Est ce que je me suis fait avoir en achetant trop vite un ibook (à un prix intéressant certes) sur ebay,  mais dont l'os (10.5) est en anglais. Ce qui fait que mes programmes (Pages) qui sont en français ne marchent pas (bien sûr ..) 
comme quoi il faut toujours lire les petites en bas de page ... Biensûr mon mac os pour l'ordi de bureau ne marche pas ... 
Bon maintenant que puis je faire de mieux ... ? merci


----------



## ergu (16 Novembre 2011)

Normalement, avec l'iBook, tu dois avoir les CD d'install de l'OS - si tu réinstalle tout, tu devrais avoir le choix de la langue.

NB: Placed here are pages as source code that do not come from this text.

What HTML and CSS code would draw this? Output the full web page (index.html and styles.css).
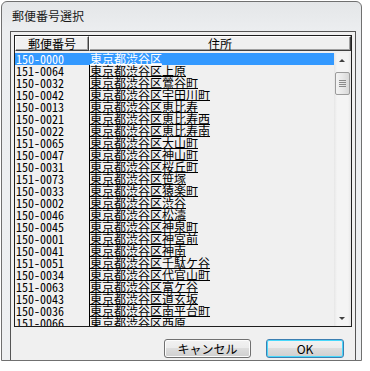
FILE: index.html
```html
<!DOCTYPE html>
<html lang="ja">
<head>
    <meta charset="UTF-8">
    <title>郵便番号選択</title>
    <link rel="stylesheet" href="styles.css">
</head>
<body>
    <div class="window">
        <div class="titlebar">郵便番号選択</div>
        <div class="client">
            <div class="listview">
                <div class="header">
                    <div class="col col-code">郵便番号</div>
                    <div class="col col-addr">住所</div>
                </div>
                <div class="body">
                    <div class="rows" id="rows"></div>
                    <div class="scrollbar">
                        <div class="arrow up"></div>
                        <div class="track">
                            <div class="thumb"><span></span><span></span><span></span><span></span></div>
                        </div>
                        <div class="arrow down"></div>
                    </div>
                </div>
            </div>
            <div class="buttons">
                <button class="btn btn-cancel">キャンセル</button>
                <button class="btn btn-ok">OK</button>
            </div>
        </div>
    </div>

    <script>
        const items = [
            ["150-0000", "東京都渋谷区"],
            ["151-0064", "東京都渋谷区上原"],
            ["150-0032", "東京都渋谷区鶯谷町"],
            ["150-0042", "東京都渋谷区宇田川町"],
            ["150-0013", "東京都渋谷区恵比寿"],
            ["150-0021", "東京都渋谷区恵比寿西"],
            ["150-0022", "東京都渋谷区恵比寿南"],
            ["151-0065", "東京都渋谷区大山町"],
            ["150-0047", "東京都渋谷区神山町"],
            ["150-0031", "東京都渋谷区桜丘町"],
            ["151-0073", "東京都渋谷区笹塚"],
            ["150-0033", "東京都渋谷区猿楽町"],
            ["150-0002", "東京都渋谷区渋谷"],
            ["150-0046", "東京都渋谷区松濤"],
            ["150-0045", "東京都渋谷区神泉町"],
            ["150-0001", "東京都渋谷区神宮前"],
            ["150-0041", "東京都渋谷区神南"],
            ["151-0051", "東京都渋谷区千駄ケ谷"],
            ["150-0034", "東京都渋谷区代官山町"],
            ["151-0063", "東京都渋谷区富ケ谷"],
            ["150-0043", "東京都渋谷区道玄坂"],
            ["150-0036", "東京都渋谷区南平台町"],
            ["151-0066", "東京都渋谷区西原"]
        ];

        const rows = document.getElementById("rows");
        items.forEach((item, i) => {
            const row = document.createElement("div");
            row.className = i === 0 ? "row selected" : "row";
            row.innerHTML = `<span class="code">${item[0]}</span><span class="addr"><u>${item[1]}</u></span>`;
            rows.appendChild(row);
        });
    </script>
</body>
</html>
```

FILE: styles.css
```css
body {
    margin: 0;
    background-color: #ffffff;
    font-family: "Noto Sans CJK JP", sans-serif;
    font-size: 12px;
}
.window {
    width: 361px;
    height: 360px;
    margin: 1px 0 0 1px;
    border: 1px solid #707070;
    border-radius: 6px 6px 0 0;
    background: linear-gradient(#e4e6e8, #eceef0 30px, #eef0f2);
    padding: 0 5px 0 8px;
    box-sizing: border-box;
    display: flex;
    flex-direction: column;
}
.titlebar {
    height: 29px;
    padding-left: 2px;
    line-height: 28px;
    color: #1a1a1a;
    font-size: 12px;
    flex-shrink: 0;
}
.client {
    flex: 1;
    border: 1px solid #555;
    border-bottom: none;
    background-color: #f0f0f0;
    padding: 3px 3px 0 3px;
}
.listview {
    height: 290px;
    border: 1px solid #1e1e1e;
    display: flex;
    flex-direction: column;
    overflow: hidden;
}
.header {
    display: flex;
    height: 15px;
    flex-shrink: 0;
}
.col {
    box-sizing: border-box;
    height: 15px;
    line-height: 13px;
    text-align: center;
    background-color: #f0f0f0;
    border: 1px solid;
    border-color: #ffffff #404040 #404040 #ffffff;
    box-shadow: inset -1px -1px 0 #a0a0a0;
    color: #000;
}
.col-code {
    width: 74px;
}
.col-addr {
    flex: 1;
}
.body {
    flex: 1;
    display: flex;
    padding-top: 2px;
    min-height: 0;
}
.rows {
    flex: 1;
    overflow: hidden;
}
.row {
    display: flex;
    height: 12px;
    line-height: 12px;
    color: #000;
    white-space: nowrap;
}
.row.selected {
    background-color: #3399ff;
    color: #fff;
}
.code {
    width: 73px;
    padding-left: 1px;
    font-family: "Noto Sans Mono CJK JP", "Liberation Mono", monospace;
    font-size: 12px;
}
.addr {
    border-left: 1px solid #000;
    padding-left: 0;
}
.row.selected .addr {
    border-left-color: #3399ff;
}
.addr u {
    text-decoration-thickness: 1px;
    text-underline-offset: 0px;
}
.scrollbar {
    width: 17px;
    display: flex;
    flex-direction: column;
    background: linear-gradient(to right, #e6e6e6, #f4f4f4 3px, #f4f4f4 14px, #e6e6e6);
}
.arrow {
    height: 17px;
    position: relative;
}
.arrow::after {
    content: "";
    position: absolute;
    left: 5px;
    border-left: 3px solid transparent;
    border-right: 3px solid transparent;
}
.arrow.up::after {
    top: 6px;
    border-bottom: 3px solid #404040;
}
.arrow.down::after {
    top: 8px;
    border-top: 3px solid #404040;
}
.track {
    flex: 1;
    padding-top: 2px;
}
.thumb {
    height: 21px;
    margin: 0 1px;
    border: 1px solid #9b9b9b;
    border-radius: 2px;
    background: linear-gradient(to right, #f3f3f3, #e8e8e8 50%, #d8d8d8);
    display: flex;
    flex-direction: column;
    align-items: center;
    justify-content: center;
    gap: 1px;
}
.thumb span {
    width: 7px;
    height: 1px;
    background-color: #8a8a8a;
}
.buttons {
    display: flex;
    justify-content: flex-end;
    gap: 15px;
    padding: 12px 8px 0 0;
}
.btn {
    height: 19px;
    padding: 0;
    font-family: "Noto Sans CJK JP", sans-serif;
    font-size: 12px;
    line-height: 15px;
    color: #000;
    border: 1px solid #707070;
    border-radius: 3px;
    background: linear-gradient(#f2f2f2, #ebebeb 50%, #dddddd 50%, #cfcfcf);
    box-shadow: inset 0 0 0 1px #fcfcfc;
}
.btn-cancel {
    width: 87px;
}
.btn-ok {
    width: 78px;
    border-color: #3c7fb1;
    box-shadow: inset 0 0 0 1px #48d8fb;
}
```
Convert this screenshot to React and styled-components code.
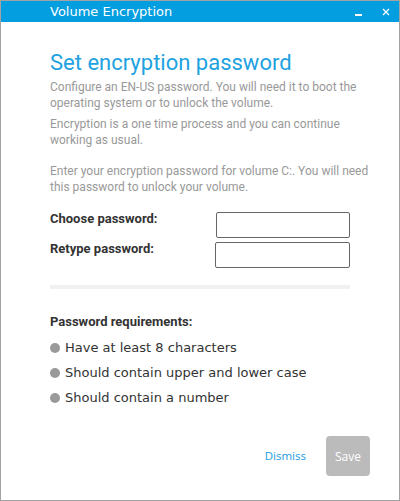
import React from "react";
import styled, { createGlobalStyle } from "styled-components";

const GlobalStyle = createGlobalStyle`
  html, body {
    margin: 0;
    padding: 0;
    background: #fff;
  }
  * {
    box-sizing: border-box;
  }
`;

const Window = styled.div`
  width: 400px;
  height: 501px;
  border: 1px solid #a3a3a3;
  background: #fff;
  display: flex;
  flex-direction: column;
  font-family: Roboto, "Liberation Sans", sans-serif;
`;

const TitleBar = styled.div`
  height: 21px;
  background: #029ee0;
  display: flex;
  align-items: center;
  padding-left: 49px;
  color: #fff;
  font-family: "DejaVu Sans", Verdana, sans-serif;
  font-size: 13px;
  .title {
    flex: 1;
  }
`;

const WinButton = styled.button`
  width: 27px;
  height: 21px;
  border: none;
  background: transparent;
  padding: 0;
  display: flex;
  align-items: center;
  justify-content: center;
  cursor: pointer;
`;

const Content = styled.div`
  flex: 1;
  display: flex;
  flex-direction: column;
  padding: 28px 49px 0 49px;
`;

const Heading = styled.h1`
  margin: 0 0 4px 0;
  font-weight: 400;
  font-size: 22px;
  line-height: 26px;
  color: #21a2df;
`;

const Para = styled.p`
  margin: 0 -20px ${({ gap }) => gap || 6}px 0;
  font-size: 12px;
  line-height: 15.5px;
  color: #999;
`;

const FieldRow = styled.div`
  display: flex;
  align-items: flex-start;
  justify-content: space-between;
  height: 26px;
  margin-bottom: ${({ gap }) => gap || 0}px;
  label {
    font-weight: 700;
    font-size: 13px;
    line-height: 14px;
    color: #333;
  }
`;

const Input = styled.input`
  width: ${({ w }) => w || 134}px;
  height: 26px;
  border: 1px solid #666;
  border-radius: 2px;
  outline: none;
`;

const Divider = styled.div`
  height: 4px;
  background: #f1f1f1;
  margin: 17px 0 25px 0;
`;

const SubTitle = styled.div`
  font-weight: 700;
  font-size: 13px;
  color: #333;
  margin-bottom: 11px;
`;

const ReqList = styled.ul`
  list-style: none;
  margin: 0;
  padding: 0;
  display: flex;
  flex-direction: column;
  gap: 9px;
`;

const ReqItem = styled.li`
  display: flex;
  align-items: center;
  gap: 5px;
  font-family: "DejaVu Sans", Verdana, sans-serif;
  font-size: 13px;
  line-height: 16px;
  color: #333;
  &::before {
    content: "";
    width: 10px;
    height: 10px;
    border-radius: 50%;
    background: #999;
  }
`;

const Footer = styled.div`
  display: flex;
  align-items: center;
  justify-content: flex-end;
  gap: 20px;
  padding: 0 29px 24px 0;
`;

const LinkButton = styled.button`
  border: none;
  background: transparent;
  padding: 0 0 1px 0;
  color: #1a9be0;
  font-family: "Open Sans", sans-serif;
  font-size: 11.5px;
  cursor: pointer;
`;

const SaveButton = styled.button`
  width: 44px;
  height: 40px;
  border: none;
  border-radius: 4px;
  background: #bbb;
  color: #fff;
  font-family: "Open Sans", sans-serif;
  font-size: 12px;
  padding: 0;
`;

export default function App() {
  return (
    <>
      <GlobalStyle />
      <Window>
        <TitleBar>
          <span className="title">Volume Encryption</span>
          <WinButton aria-label="minimize">
            <svg width="8" height="8" viewBox="0 0 8 8">
              <rect x="0" y="6" width="7" height="2" fill="#fff" />
            </svg>
          </WinButton>
          <WinButton aria-label="close">
            <svg width="8" height="8" viewBox="0 0 8 8">
              <path d="M1 1 L7 7 M7 1 L1 7" stroke="#fff" strokeWidth="1.2" />
            </svg>
          </WinButton>
        </TitleBar>
        <Content>
          <Heading>Set encryption password</Heading>
          <Para>
            Configure an EN-US password. You will need it to boot the operating
            system or to unlock the volume.
          </Para>
          <Para gap={16}>
            Encryption is a one time process and you can continue working as
            usual.
          </Para>
          <Para gap={17}>
            Enter your encryption password for volume C:. You will need this
            password to unlock your volume.
          </Para>
          <FieldRow gap={4}>
            <label>Choose password:</label>
            <Input type="password" />
          </FieldRow>
          <FieldRow>
            <label>Retype password:</label>
            <Input type="password" w={135} />
          </FieldRow>
          <Divider />
          <SubTitle>Password requirements:</SubTitle>
          <ReqList>
            <ReqItem>Have at least 8 characters</ReqItem>
            <ReqItem>Should contain upper and lower case</ReqItem>
            <ReqItem>Should contain a number</ReqItem>
          </ReqList>
        </Content>
        <Footer>
          <LinkButton>Dismiss</LinkButton>
          <SaveButton>Save</SaveButton>
        </Footer>
      </Window>
    </>
  );
}
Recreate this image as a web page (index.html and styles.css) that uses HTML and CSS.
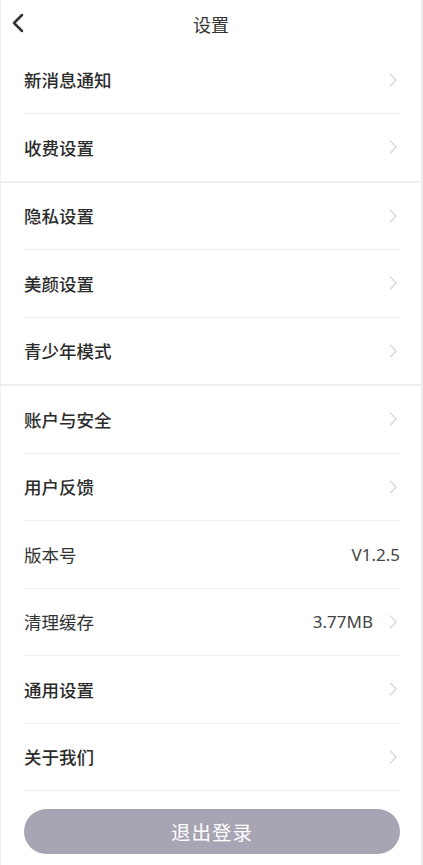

En plus, quand on achète un mac d'occasion, c'est toujours bon de repartir d'une installation propre.


----------



## Altaïr06 (16 Novembre 2011)

sûrement "normalement" mais voilà, il ne m'a pas envoyé de CD d'installation ...


----------



## ergu (16 Novembre 2011)

Pas bon, ça.

Et je ne sais pas si on peut changer la langue une fois installée - je suppose que oui, si tu vas dans les préférences système ?


----------



## kolargol31 (16 Novembre 2011)

Je ne sais pas si sur X.5 tu le peux mais sur du X.6 j ai déjà eu à le faire donc c est possible je pense ....


----------



## Altaïr06 (16 Novembre 2011)

Une fois qu'il est installé en anglais, on ne peut revenir en arrière ... il paraît que l'on pourrait ... mais en lui ouvrant le ventre ... ce que peu savent faire!


----------



## kolargol31 (16 Novembre 2011)

Ben alors obligé d effectuer une fresh install.  Pour cela trouves toi sur le net (eBay leboncoin......) un DVD d install original de leopard


----------



## Invité (16 Novembre 2011)

Sachant que l'iBook n'a jamais été vendu avec 10.5, les Cd originaux ne t'auraient pas beaucoup servi; Mais il aurait pu (le vendeur) te donner une copie ou le Dvd de 10.5 !
Quoi qu'il en soit, il te faut le trouver. Si tu as le moindre problème tu ne peux même pas réparer le disque (sauf en mode cible avec un autre Mac)


----------



## SadChief (16 Novembre 2011)

ergu a dit:


> Pas bon, ça.
> 
> Et je ne sais pas si on peut changer la langue une fois installée - je suppose que oui, si tu vas dans les préférences système ?


Exactement.
Dans la rubrique International si mes souvenirs sont bons, il doit y avoir un onglet Langues. Tire la langue (  ) désirée avec la souris en première position (tout en haut de la liste) et redémarrer


----------



## cameleone (16 Novembre 2011)

Altaïr06 a dit:


> Ce qui fait que mes programmes (Pages) qui sont en français ne marchent pas (bien sûr ..)



Je ne comprends pas ce que tu veux dire par là... ?


----------